Transcribe all of the material exactly. Any picture in it should be left out.

_DATA SEGMENT:_

#####

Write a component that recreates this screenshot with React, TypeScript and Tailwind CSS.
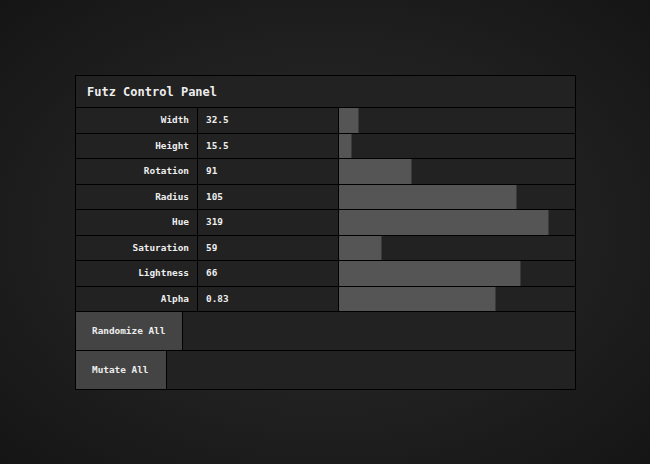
const rows = [
  { label: "Width", value: "32.5", bar: 19 },
  { label: "Height", value: "15.5", bar: 12 },
  { label: "Rotation", value: "91", bar: 72 },
  { label: "Radius", value: "105", bar: 177 },
  { label: "Hue", value: "319", bar: 209 },
  { label: "Saturation", value: "59", bar: 42 },
  { label: "Lightness", value: "66", bar: 181 },
  { label: "Alpha", value: "0.83", bar: 156 },
];

const mono = "font-['DejaVu_Sans_Mono',monospace]";

export default function App() {
  return (
    <div
      className={`h-[464px] w-[650px] bg-[radial-gradient(ellipse_at_center,#2c2c2c_0%,#222_45%,#151515_100%)] pt-[75px] pl-[75px] ${mono}`}
    >
      <div className="w-[501px] border border-black bg-[#222] text-[#eee]">
        <div className="flex h-[32px] items-center border-b border-black pl-[11px] text-[12px] font-bold">
          Futz Control Panel
        </div>
        {rows.map((r, i) => (
          <div
            key={r.label}
            className={`flex border-b border-black text-[9.4px] font-bold ${i % 2 === 0 ? "h-[26px]" : "h-[25px]"}`}
          >
            <div className="flex w-[122px] items-center justify-end border-r border-black pr-[8px]">
              {r.label}
            </div>
            <div className="flex w-[141px] items-center border-r border-black pl-[8px]">
              {r.value}
            </div>
            <div className="flex-1">
              <div
                className="h-full border-r border-[#3a3a3a] bg-[#555]"
                style={{ width: r.bar + 1 }}
              />
            </div>
          </div>
        ))}
        <div className="flex h-[39px] border-b border-black text-[9.4px] font-bold">
          <button className="w-[107px] border-r border-black bg-[#444] pl-[16px] text-left text-[#eee]">
            Randomize All
          </button>
        </div>
        <div className="flex h-[38px] text-[9.4px] font-bold">
          <button className="w-[91px] border-r border-black bg-[#444] pl-[16px] text-left text-[#eee]">
            Mutate All
          </button>
        </div>
      </div>
    </div>
  );
}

#####

_TASK SOLUTION:_
Write a component that recreates this screenshot with React, TypeScript and Tailwind CSS.
const rows = [
  { label: "Width", value: "32.5", bar: 19 },
  { label: "Height", value: "15.5", bar: 12 },
  { label: "Rotation", value: "91", bar: 72 },
  { label: "Radius", value: "105", bar: 177 },
  { label: "Hue", value: "319", bar: 209 },
  { label: "Saturation", value: "59", bar: 42 },
  { label: "Lightness", value: "66", bar: 181 },
  { label: "Alpha", value: "0.83", bar: 156 },
];

const mono = "font-['DejaVu_Sans_Mono',monospace]";

export default function App() {
  return (
    <div
      className={`h-[464px] w-[650px] bg-[radial-gradient(ellipse_at_center,#2c2c2c_0%,#222_45%,#151515_100%)] pt-[75px] pl-[75px] ${mono}`}
    >
      <div className="w-[501px] border border-black bg-[#222] text-[#eee]">
        <div className="flex h-[32px] items-center border-b border-black pl-[11px] text-[12px] font-bold">
          Futz Control Panel
        </div>
        {rows.map((r, i) => (
          <div
            key={r.label}
            className={`flex border-b border-black text-[9.4px] font-bold ${i % 2 === 0 ? "h-[26px]" : "h-[25px]"}`}
          >
            <div className="flex w-[122px] items-center justify-end border-r border-black pr-[8px]">
              {r.label}
            </div>
            <div className="flex w-[141px] items-center border-r border-black pl-[8px]">
              {r.value}
            </div>
            <div className="flex-1">
              <div
                className="h-full border-r border-[#3a3a3a] bg-[#555]"
                style={{ width: r.bar + 1 }}
              />
            </div>
          </div>
        ))}
        <div className="flex h-[39px] border-b border-black text-[9.4px] font-bold">
          <button className="w-[107px] border-r border-black bg-[#444] pl-[16px] text-left text-[#eee]">
            Randomize All
          </button>
        </div>
        <div className="flex h-[38px] text-[9.4px] font-bold">
          <button className="w-[91px] border-r border-black bg-[#444] pl-[16px] text-left text-[#eee]">
            Mutate All
          </button>
        </div>
      </div>
    </div>
  );
}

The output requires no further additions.